Steps to Implement a Data Cleaning Strategy
Data cleaning can be a real headache, especially when you’re drowning in a sea of messy information. I’ve been there, staring at spreadsheets that made me want to pull my hair out.
But trust me, implementing a solid strategy can turn that chaos into order. Let’s walk through this together.
Step 1: Developing a data quality framework
To get started, you first need to define “What data quality means for your business?”. Note every single detail down and be extremely specific about the type of data and parameters required for each business use case.
Then, set the guardrails—accuracy, completeness, consistency standards. Finally, for accountability, ensure that you assign someone to take complete charge of cleaning data. This can be a data scientist or a data analyst on your team.
Step 2: Setting data quality standards and metrics
The data cleansing process is a continuous task that needs to be monitored regularly. But, how do you check if everything is running fine?
You must set quantifiable targets for each quality criterion (e.g., 99% accuracy, 95% completeness) and a few key performance indicators (e.g. error rates or data completeness percentages) to measure data quality.
Instead of rummaging through data on a random day, set up continuous monitoring systems with real-time dashboards and alerts to monitor data on a weekly or bi-monthly basis.
Step 3: Creating a data governance policy
Customer data is sensitive information, it shouldn’t be accessible to just anyone. You also need to be really careful when it comes to saving and sharing this data across various tools.
Here are 5 rules to follow while creating a data governance policy:
- Clear definitions of data ownership and stewardship roles
- Procedures for data classification and handling
- Enforcement mechanisms for data quality standards
- Privacy and security requirements specific to your industry
- Guidelines for data lifecycle management, from creation to archival or deletion
Step 4: Training and involving stakeholders
Training your team is where the rubber meets the road.
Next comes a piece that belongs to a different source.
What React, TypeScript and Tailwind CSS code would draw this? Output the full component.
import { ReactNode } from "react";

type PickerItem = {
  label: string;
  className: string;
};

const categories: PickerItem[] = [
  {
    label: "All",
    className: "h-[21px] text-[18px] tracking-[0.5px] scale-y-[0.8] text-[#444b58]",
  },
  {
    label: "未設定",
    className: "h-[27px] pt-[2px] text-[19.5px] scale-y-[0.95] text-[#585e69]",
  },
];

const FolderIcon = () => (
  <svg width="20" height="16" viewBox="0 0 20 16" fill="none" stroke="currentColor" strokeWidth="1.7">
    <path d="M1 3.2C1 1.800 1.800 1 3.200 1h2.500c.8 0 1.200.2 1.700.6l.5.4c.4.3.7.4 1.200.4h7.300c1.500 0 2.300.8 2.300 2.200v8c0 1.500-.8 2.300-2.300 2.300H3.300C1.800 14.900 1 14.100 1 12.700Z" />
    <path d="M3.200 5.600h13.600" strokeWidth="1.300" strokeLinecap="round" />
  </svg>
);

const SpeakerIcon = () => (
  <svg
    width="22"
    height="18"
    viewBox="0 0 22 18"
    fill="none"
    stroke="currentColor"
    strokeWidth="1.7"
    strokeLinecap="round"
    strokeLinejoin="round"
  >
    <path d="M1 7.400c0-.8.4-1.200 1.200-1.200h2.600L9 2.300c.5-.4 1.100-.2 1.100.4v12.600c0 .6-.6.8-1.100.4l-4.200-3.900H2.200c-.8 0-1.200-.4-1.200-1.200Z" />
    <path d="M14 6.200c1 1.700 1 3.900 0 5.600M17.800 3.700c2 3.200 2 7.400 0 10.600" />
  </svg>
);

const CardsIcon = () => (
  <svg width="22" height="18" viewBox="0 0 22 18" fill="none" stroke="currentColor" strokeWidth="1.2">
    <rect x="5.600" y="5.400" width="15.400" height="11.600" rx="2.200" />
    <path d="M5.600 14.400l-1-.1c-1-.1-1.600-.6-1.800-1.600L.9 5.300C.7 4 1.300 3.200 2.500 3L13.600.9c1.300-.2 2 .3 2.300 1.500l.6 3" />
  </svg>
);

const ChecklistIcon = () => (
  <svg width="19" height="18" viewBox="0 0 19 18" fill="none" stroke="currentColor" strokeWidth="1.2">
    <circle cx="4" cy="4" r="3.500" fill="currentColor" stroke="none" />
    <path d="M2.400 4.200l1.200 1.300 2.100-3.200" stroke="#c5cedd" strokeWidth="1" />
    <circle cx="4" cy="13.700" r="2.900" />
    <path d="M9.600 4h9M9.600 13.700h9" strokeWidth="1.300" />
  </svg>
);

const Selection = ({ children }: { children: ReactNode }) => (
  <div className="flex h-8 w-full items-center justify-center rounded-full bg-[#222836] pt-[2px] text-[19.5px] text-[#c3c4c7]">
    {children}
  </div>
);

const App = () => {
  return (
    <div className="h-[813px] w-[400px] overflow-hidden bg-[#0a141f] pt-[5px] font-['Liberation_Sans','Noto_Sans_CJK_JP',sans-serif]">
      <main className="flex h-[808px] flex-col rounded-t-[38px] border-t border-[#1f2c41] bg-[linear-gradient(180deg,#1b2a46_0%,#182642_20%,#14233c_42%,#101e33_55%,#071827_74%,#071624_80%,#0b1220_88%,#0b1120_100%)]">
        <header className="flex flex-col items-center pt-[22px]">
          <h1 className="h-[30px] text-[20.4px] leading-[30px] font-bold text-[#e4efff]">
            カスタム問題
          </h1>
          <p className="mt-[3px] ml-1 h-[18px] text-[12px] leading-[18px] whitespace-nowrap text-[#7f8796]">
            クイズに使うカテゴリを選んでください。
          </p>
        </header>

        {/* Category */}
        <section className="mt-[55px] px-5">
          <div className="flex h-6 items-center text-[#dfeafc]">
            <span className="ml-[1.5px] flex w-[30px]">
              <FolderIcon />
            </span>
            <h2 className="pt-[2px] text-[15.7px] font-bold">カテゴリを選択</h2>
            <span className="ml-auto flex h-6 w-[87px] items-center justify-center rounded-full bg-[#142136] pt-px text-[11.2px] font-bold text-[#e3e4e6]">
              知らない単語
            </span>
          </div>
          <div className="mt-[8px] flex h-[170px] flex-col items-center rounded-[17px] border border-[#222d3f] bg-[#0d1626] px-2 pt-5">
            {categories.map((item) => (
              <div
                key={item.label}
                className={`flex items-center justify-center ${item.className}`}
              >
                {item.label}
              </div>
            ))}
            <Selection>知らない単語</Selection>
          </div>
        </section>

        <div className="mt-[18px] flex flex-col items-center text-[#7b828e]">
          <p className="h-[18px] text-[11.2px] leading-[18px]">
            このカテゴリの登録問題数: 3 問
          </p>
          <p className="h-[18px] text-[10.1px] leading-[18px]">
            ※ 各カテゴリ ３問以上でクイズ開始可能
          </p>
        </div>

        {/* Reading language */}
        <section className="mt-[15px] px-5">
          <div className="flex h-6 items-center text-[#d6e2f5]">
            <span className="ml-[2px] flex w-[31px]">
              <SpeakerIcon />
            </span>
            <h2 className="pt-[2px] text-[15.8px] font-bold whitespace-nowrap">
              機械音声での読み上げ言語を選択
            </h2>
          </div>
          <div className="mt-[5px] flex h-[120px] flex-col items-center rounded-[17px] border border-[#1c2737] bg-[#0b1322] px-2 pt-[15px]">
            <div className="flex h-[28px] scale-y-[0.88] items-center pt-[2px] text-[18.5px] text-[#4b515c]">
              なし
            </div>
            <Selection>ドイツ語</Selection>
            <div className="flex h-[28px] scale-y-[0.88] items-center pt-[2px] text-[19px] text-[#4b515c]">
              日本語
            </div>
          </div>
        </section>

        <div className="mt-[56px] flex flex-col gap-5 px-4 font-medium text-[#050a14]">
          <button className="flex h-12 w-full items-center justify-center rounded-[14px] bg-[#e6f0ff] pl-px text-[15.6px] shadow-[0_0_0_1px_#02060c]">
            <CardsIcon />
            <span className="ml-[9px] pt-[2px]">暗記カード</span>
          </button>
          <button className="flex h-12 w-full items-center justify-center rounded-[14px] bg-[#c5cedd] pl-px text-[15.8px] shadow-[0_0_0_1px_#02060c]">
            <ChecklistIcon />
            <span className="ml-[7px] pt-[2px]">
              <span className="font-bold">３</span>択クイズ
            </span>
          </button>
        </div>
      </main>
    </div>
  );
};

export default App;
You can have the best strategy in the world, but if your people don’t understand it, it’s useless.
I’ve found that role-specific training works best. Tailor your approach to different departments – what the marketing team needs to know might be different from the finance folks. And don’t just do a one-and-done training session. Keep the conversation going with regular check-ins and updates.
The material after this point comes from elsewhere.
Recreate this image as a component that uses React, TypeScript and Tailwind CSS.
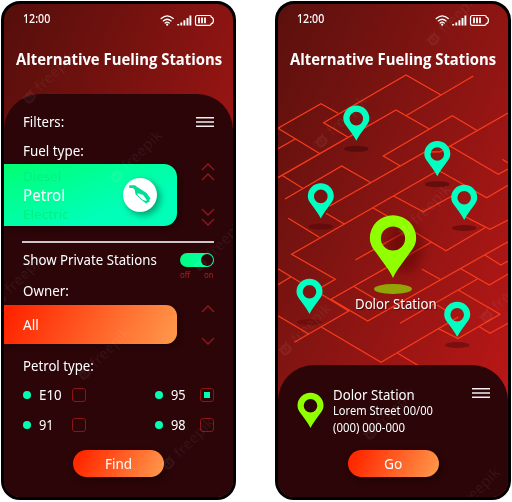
import { useLayoutEffect, useRef, useState } from "react";

/** Text condensed or widened horizontally so that it occupies a given width. */
function Fit({ w, className = "", children }: { w: number; className?: string; children: string }) {
  const ref = useRef<HTMLSpanElement>(null);
  const [k, setK] = useState(1);
  useLayoutEffect(() => {
    const measure = () => {
      if (ref.current && ref.current.offsetWidth) setK(w / ref.current.offsetWidth);
    };
    measure();
    document.fonts?.ready.then(measure);
  }, [w]);
  return (
    <span className="block shrink-0" style={{ width: w }}>
      <span
        ref={ref}
        className={`inline-block origin-left align-top whitespace-nowrap ${className}`}
        style={{ transform: `scaleX(${k})` }}
      >
        {children}
      </span>
    </span>
  );
}

function StatusIcons() {
  return (
    <svg width="55" height="13" viewBox="0 0 55 13" fill="none" stroke="#fff" strokeLinecap="round">
      <path d="M1.2 4.6Q7.2 -.8 13.2 4.6M3.3 6.9Q7.2 3.5 11.1 6.9M5.2 9Q7.2 7.3 9.2 9" strokeWidth="1.3" />
      <circle cx="7.2" cy="10.7" r="1.1" fill="#fff" stroke="none" />
      <path
        d="M18.2 11.4V9.9M21.3 11.4V8.4M24.4 11.4V6.3M27.5 11.4V4M30.4 11.4V1.6"
        strokeWidth="1.9"
        strokeLinecap="butt"
      />
      <path d="M37.5 1.5H49.6Q51.3 1.5 51.3 3.2Q53.4 3.5 53.4 6.4T51.3 9.6Q51.3 11.3 49.6 11.3H37.5Q35.5 11.3 35.5 9.4V3.4Q35.5 1.5 37.5 1.5Z" strokeWidth="1.2" />
      <path d="M39 3.6V9.2M42 3.6V9.2M45 3.6V9.2" strokeWidth="1.8" strokeLinecap="butt" />
    </svg>
  );
}

function Header() {
  return (
    <>
      <div className="flex h-8 shrink-0 items-center justify-between pr-[18px] pl-[19px]">
        <div className="pt-[3px]">
          <Fit w={27} className="text-[13px] leading-4 font-medium">12:00</Fit>
        </div>
        <StatusIcons />
      </div>
      <div className="flex h-[46px] shrink-0 items-center justify-center">
        <Fit w={206} className="font-['Open_Sans'] text-[16.5px] leading-6 font-bold">Alternative Fueling Stations</Fit>
      </div>
    </>
  );
}

function Menu() {
  return (
    <svg width="18" height="10" viewBox="0 0 18 10" stroke="#f4eeee" strokeWidth="1.4">
      <path d="M0 .8H18M0 5H18M0 9.2H18" />
    </svg>
  );
}

function Option({ label, column, w, checked = false }: { label: string; column: string; w: number; checked?: boolean }) {
  return (
    <div className="flex h-[30px] items-center">
      <div className="size-2 rounded-full bg-[#00ffb4]" />
      <div className={`ml-2 pt-px ${column}`}>
        <Fit w={w} className="text-[14.5px]">{label}</Fit>
      </div>
      <div className="flex size-[14px] items-center justify-center rounded-[3px] border-[1.3px] border-[#8c1416]">
        {checked && <div className="size-[6px] bg-[#00ffb4]" />}
      </div>
    </div>
  );
}

function Action({ label, w }: { label: string; w: number }) {
  return (
    <button className="flex h-[27px] w-[91px] items-center justify-center rounded-full bg-linear-[115deg] from-[#ff2900] from-10% to-[#ff9b4e] pt-0.5 shadow-[2px_3px_6px_rgba(0,0,0,.4)]">
      <Fit w={w} className="text-[14.5px]">{label}</Fit>
    </button>
  );
}

function Pin({ x, y, s = 1, color = "#00ffc0", shadow }: { x: number; y: number; s?: number; color?: string; shadow?: string }) {
  return (
    <g transform={`translate(${x} ${y})`}>
      {shadow && <ellipse cy={s > 1 ? 11 : 8} rx={s > 1 ? 19 : 12.3} ry={s > 1 ? 5 : 3} fill={shadow} />}
      <path
        transform={`scale(${s})`}
        fillRule="evenodd"
        fill={color}
        d="M0 0C-2.2-5-6-9.1-9.3-14C-11.5-17-13-19-13-22.5A13 12.8 0 0 1 13-22.5C13-19 11.5-17 9.3-14C6-9.1 2.2-5 0 0ZM0-29A6.8 6.8 0 1 0 0-15.4A6.8 6.8 0 1 0 0-29Z"
      />
    </g>
  );
}

const streets = [
  "278 128.3 321 103.7 338 113.3",
  "278 128.3 320 153.7",
  "278 148.7 295.3 139",
  "441 95 406 75 323.7 122.7 347.7 137",
  "278 177.6 396 110 429.3 129",
  "282.7 175.7 302.7 188.3",
  "285 199 341.7 166 371 182.7",
  "329.3 206.3 425 152 440 151.8 508 113",
  "400 165.7 383.3 156 452.3 115.7 476.7 130.3",
  "473.3 76 406 115.7",
  "450 146 498.3 174.3 508 169",
  "502.3 159.3 508 163",
  "437 169.5 486.7 197.7 508 185.3",
  "437 171 291.7 254.3 335.3 279.3 319 288.7",
  "393.7 196 423.3 211.7 452 196",
  "372.7 207.7 389 217",
  "288.3 218.3 319.3 237.3",
  "326 213.3 344.3 224",
  "465 216.7 490 229.3 508 220",
  "415 232.3 446 250.7 485 227.7",
  "355.3 260 412 228",
  "431.7 242 331 299.3 367.7 321 508 241.7",
  "421.7 269 440 279.3",
  "485 255 500.7 265 508 261",
  "460 268.3 489.3 285 508 274",
  "477.3 279 400 323.3",
  "437 305 447 311",
  "458.3 290 500 314.3 458 338.5 438 328.3",
  "479.3 326.7 490 333.3 508 323.3",
  "278 268.8 303 284",
  "278 284.8 291 276.7",
  "354.3 286.7 377 300",
  "278 315.8 308.7 334",
  "294.3 342.3 348.7 311 321 294",
  "321.7 327.3 381 362.3 458.3 317",
  "397.7 353.3 419 366",
];

function Watermark({ className }: { className: string }) {
  return (
    <div className={`pointer-events-none absolute flex -rotate-45 items-center gap-1 text-[15px] leading-none font-medium text-white/6 ${className}`}>
      <svg width="14" height="14" viewBox="0 0 14 14" fill="currentColor">
        <path fillRule="evenodd" d="M2 5L0 2L4 3Q7 1 10 3L14 2L12 5Q15 13 7 13T2 5ZM4 6V8H6V6ZM8 6V8H10V6ZM4 10H10V9H4Z" />
      </svg>
      freepik
    </div>
  );
}

const phone =
  "relative flex h-[499px] shrink-0 flex-col overflow-hidden rounded-[19px] border-[3px] border-black bg-linear-to-br text-white";

function FiltersPhone() {
  return (
    <section className={`${phone} w-[235px] from-[#540e0b] to-[#b91716] to-90%`}>
      <Header />
      <div className="mt-3 flex grow flex-col rounded-t-[36px] bg-[#2c0508] pt-[13px]">
        <div className="flex h-[30px] items-center justify-between pr-[19px] pl-[19px]">
          <div className="pt-0.5">
            <Fit w={41} className="text-[14.5px]">Filters:</Fit>
          </div>
          <Menu />
        </div>
        <div className="flex h-[27px] items-center pt-[2px] pl-[19px]">
          <Fit w={61} className="text-[14.5px]">Fuel type:</Fit>
        </div>

        <div className="flex h-[62px] items-center justify-between pr-[18px]">
          <div className="flex h-full w-[173px] items-center justify-between rounded-r-[13px] bg-linear-to-br from-[#00ff70] to-[#00ffb9] to-70% pr-[20px] pl-[19px] shadow-[3px_3px_5px_rgba(0,0,0,.3)]">
            <div className="flex flex-col leading-[19px] text-[#00f083]">
              <Fit w={38} className="text-[13px]">Diesel</Fit>
              <Fit w={42} className="text-[15.5px] text-white">Petrol</Fit>
              <Fit w={46} className="text-[13px]">Electric</Fit>
            </div>
            <div className="flex size-[34px] items-center justify-center rounded-full bg-white shadow-[3px_3px_7px_rgba(0,60,35,.5)]">
              <svg width="24" height="22" viewBox="0 0 24 22">
                <path
                  fillRule="evenodd"
                  fill="#00df96"
                  d="M1.2 1.2H7.1L8 2.3L18.6 9.1L22.6 14.8L21 16.1L22 17.2L18 19.6L13.1 15.6L7.5 10.2L6.7 5.7L4.9 4H1.2ZM9.5 9.2L9.7 10.9L14.2 15.6L17.8 17.1L18.9 16.2L15.2 11Z"
                />
              </svg>
            </div>
          </div>
          <svg width="14" height="64" viewBox="0 0 14 64" fill="none" stroke="#92191b" strokeWidth="1.3">
            <path d="M1 7L7 1L13 7M1 17L7 11L13 17M1 46L7 52L13 46M1 56L7 62L13 56" />
          </svg>
        </div>

        <div className="mt-[15px] mr-[19px] ml-[18px] h-[1.5px] shrink-0 bg-[#cfc6cc]" />
        <div className="mt-[2.5px] flex h-[32px] pr-[19px] pl-[19px]">
          <div className="flex h-[32px] grow items-center">
            <Fit w={134} className="text-[14.5px]">Show Private Stations</Fit>
          </div>
          <div className="w-[34px] pt-[8px]">
            <div className="flex h-[14px] items-center justify-end rounded-full bg-linear-to-r from-[#00ff81] to-[#00ffab] pr-px">
              <div className="size-3 rounded-full bg-[#2c0508]" />
            </div>
            <div className="flex justify-between pt-px text-[9.5px] leading-[13px] text-[#a81e20]">
              <Fit w={10}>off</Fit>
              <Fit w={10}>on</Fit>
            </div>
          </div>
        </div>
        <div className="flex h-[28px] items-center pt-0.5 pl-[19px]">
          <Fit w={46} className="text-[14.5px]">Owner:</Fit>
        </div>

        <div className="flex h-[39px] items-center justify-between pr-[18px]">
          <div className="flex h-full w-[173px] items-center rounded-r-[11px] bg-linear-[115deg] from-[#ff2500] from-5% to-[#ff9a4c] pt-[3px] pl-[19px] shadow-[3px_3px_5px_rgba(0,0,0,.3)]">
            <Fit w={16} className="text-[14.5px]">All</Fit>
          </div>
          <svg width="14" height="42" viewBox="0 0 14 42" fill="none" stroke="#92191b" strokeWidth="1.3">
            <path d="M1 8L7 2L13 8M1 34L7 40L13 34" />
          </svg>
        </div>

        <div className="mt-[7px] flex h-[29px] items-center pt-[3px] pl-[19px]">
          <Fit w={71} className="text-[14.5px]">Petrol type:</Fit>
        </div>
        <div className="flex justify-between pr-[19px] pl-[19px]">
          <div>
            <Option label="E10" column="w-[33px]" w={23} />
            <Option label="91" column="w-[33px]" w={15} />
          </div>
          <div>
            <Option label="95" column="w-[29px]" w={15} checked />
            <Option label="98" column="w-[29px]" w={15} />
          </div>
        </div>
        <div className="mt-[10px] flex justify-center">
          <Action label="Find" w={27} />
        </div>
      </div>
      <Watermark className="top-[66px] left-[10px]" />
      <Watermark className="top-[145px] left-[97px]" />
      <Watermark className="top-[233px] left-[181px]" />
      <Watermark className="top-[268px] left-[-20px]" />
      <Watermark className="top-[342px] left-[65px]" />
      <Watermark className="top-[432px] left-[149px]" />
    </section>
  );
}

function MapPhone() {
  return (
    <section className={`${phone} w-[236px] from-[#5a100d] to-[#c51717]`}>
      <svg className="absolute inset-0" width="230" height="493" viewBox="278 4 230 493">
        <defs>
          <filter id="soft" x="-50%" y="-50%" width="200%" height="200%">
            <feGaussianBlur stdDeviation="5" />
          </filter>
        </defs>
        <g fill="none" stroke="#f73b1b" strokeWidth="1.3">
          {streets.map((points) => (
            <polyline key={points} points={points} />
          ))}
        </g>
        <ellipse cx="405" cy="248" rx="17" ry="25" fill="#500" opacity=".45" filter="url(#soft)" />
        <Pin x={356.3} y={140.8} shadow="#580c0c" />
        <Pin x={437.3} y={176.2} shadow="#650c0c" />
        <Pin x={320.8} y={218.6} shadow="#640c0c" />
        <Pin x={464.2} y={220} shadow="#700d0d" />
        <Pin x={309.5} y={314} shadow="#6f0d0d" />
        <Pin x={457.2} y={337} shadow="#790f0f" />
        <Pin x={393} y={278} s={1.78} color="#90ff00" shadow="#91a507" />
      </svg>
      <div className="relative flex grow flex-col">
        <Header />
        <div className="mt-[213px] flex h-[17px] items-center pl-[77px] leading-[17px]">
          <Fit w={82} className="text-[14px] [text-shadow:1px_1px_1px_rgba(0,0,0,.5)]">Dolor Station</Fit>
        </div>
        <div className="mt-[53px] grow rounded-t-[36px] bg-[#2c0508]">
          <div className="flex h-[85px] pt-[21px] pr-[18px] pl-[19px]">
            <svg className="mt-[6px]" width="27" height="38" viewBox="-13.5 -36 27 38">
              <Pin x={0} y={0} color="#90ff00" />
            </svg>
            <div className="ml-[9px] grow">
              <div className="h-[17px] leading-[17px]">
                <Fit w={82} className="text-[14.5px]">Dolor Station</Fit>
              </div>
              <div className="h-[16.5px] leading-[16px]">
                <Fit w={100} className="text-[12px]">Lorem Street 00/00</Fit>
              </div>
              <div className="h-[16.5px] leading-[16px]">
                <Fit w={72} className="text-[12px]">(000) 000-000</Fit>
              </div>
            </div>
            <div className="mt-[2px]">
              <Menu />
            </div>
          </div>
          <div className="flex justify-center">
            <Action label="Go" w={18} />
          </div>
        </div>
      </div>
      <Watermark className="top-[110px] left-[28px]" />
      <Watermark className="top-[199px] left-[112px]" />
      <Watermark className="top-[8px] left-[140px]" />
      <Watermark className="top-[285px] left-[193px]" />
      <Watermark className="top-[318px] left-[-8px]" />
      <Watermark className="top-[402px] left-[77px]" />
      <Watermark className="top-[482px] left-[161px]" />
    </section>
  );
}

export default function App() {
  return (
    <main className="flex h-[502px] w-[512px] items-start gap-[39px] overflow-hidden bg-white pt-px pl-px font-['Noto_Sans','Open_Sans',sans-serif]">
      <FiltersPhone />
      <MapPhone />
    </main>
  );
}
Step 5: Tools and Technologies for Effective Data Cleansing
There’s a whole world of data cleaning software out there, from open-source options to fancy commercial packages. Take some time to explore what’s available and what fits your needs and budget.
For smaller tasks or quick fixes, don’t overlook the utility of familiar tools like Excel and SQL queries.
Here’s a quick checklist of features to look for in data cleansing tools:
- Data profiling and visualization capabilities
- Automated error detection and correction
- Data standardization and normalization tools
- Workflow automation and scheduling options
- Integration with existing data management systems
Conclusion and My Experience
Having navigated countless data cleansing projects, I can attest to the transformative power of a well-executed strategy.
By following the outlined steps and leveraging the right data cleansing tool, you can address data quality challenges and unlock the full potential of your information. Remember, data cleansing is an ongoing journey, not a one-time event.
So, stay vigilant, adapt to evolving data landscapes, and continuously refine your approach to ensure your data remains a reliable foundation for decision-making and business success.
Frequently Asked Questions (FAQs)
1. How often should I perform data cleansing?
Bad decision making persists for as long as you keep your data cluttered. While it is impossible to keep a constant check on every data point, regular and frequent data cleansing leads to improved decision making.
How often depends on how much data you have, where it comes from, and what you use it for.
- Small businesses: A monthly or quarterly deep clean should do the trick.
- Medium-sized businesses: Bi-weekly or monthly cleanings are usually enough.
- Large enterprises: Weekly or bi-weekly cleanings are often necessary to keep things tidy.
2. Can data cleansing fix all my data quality issues?
Data cleaning is a powerful tool, but it’s not a magic wand. It can fix a lot of issues like typos, inconsistencies, and duplicates. But if your data is messy from the start, cleaning it up won’t fix the root problem. You need to make sure you’re collecting and storing data properly too.
3. What’s the difference between data cleansing and data transformation?
Data cleansing is like tidying up your room. You’re fixing mistakes and making sure everything is in its place. Data transformation is like remodeling your room. You’re changing it to fit your needs better.
As a business, you need both to ensure:
- Accuracy: Cleaning makes sure your data is correct.
- Consistency: It keeps data the same across different places.
- Efficiency: Transforming makes data easier to use for different things.
Think of it like this: Cleaning is about making your data look good, while transforming is about making it work well.